The problem was the assumption that the frictional fill behind the retaining wall was fully drained, the reporter noted.

By highlighting this case, the reporter seeks to alert designers and building owners about the potential consequences of lateral geotechnical loads coming to bear on superstructures on stepped sites.

“On a level site, the soil pressures will at least balance. On a sloping site, the loads are eccentric and will push the building.

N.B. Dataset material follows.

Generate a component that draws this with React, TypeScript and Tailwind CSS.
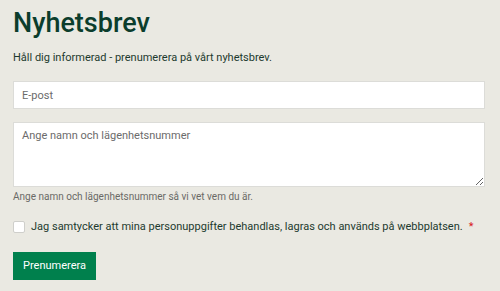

Movement will be resisted by the bracing, which will most likely prove inadequate and snap or deform, thereby destabilising the entire superstructure,” the report said.

It added: “Where there is a retaining wall under a structure, the designer should confirm that their superstructure is either structurally isolated from or is capable to withstand such geotechnical loads as may develop.”

The reporter concluded that the retaining wall is a “critical element” that needs to be designed to resist the full hydrostatic head and with conservative parameters, and given sufficient space to deform as loads are taken up, and with a movement joint.

Cross expert panel comments

Commenting on the report, a Cross UK panel of experts said that it reinforced the need to ensure that retaining wall structures “do not transfer loads to elements that are not intended or designed to resist them”.

The experts noted that less robust designs that rely on dewatering to prevent the build-up of water pressure must be “carefully detailed to ensure effective drainage, adequate discharge capacity, and long-term maintainability”.

They added: “Some of the issues described by the reporter arise from a fundamental misunderstanding of soil mechanics.

“The pressures acting on the rear face of a retaining wall depend on the wall’s ability to deflect and mobilise active earth pressure. If movement is restricted, the wall instead experiences at-rest earth pressure, which is significantly higher than the active pressure.”

They further observed that a reinforced concrete cantilever retaining wall might typically be expected to deflect by approximately height/250.

“In the case described by the reporter, no provision was made to accommodate this movement,” the panel said.

They concluded: “Designers must move beyond the notion that design is simply about calculating stresses and selecting structural members. All structures experience complex movements, and their form and detailing must account for these effects. A deep understanding of the causes and extent of movement, across all materials and structural systems, is essential to good design.

“The retaining wall discussed by the reporter seems to have been treated as a relatively minor part of the overall scheme. It is not clear whether the design team fully appreciated the challenges related to its design and long-term performance, or the potential impact if it were to fail. It is also uncertain whether the team had the right expertise in place to define what would count as a failure and how the related risks should be addressed.”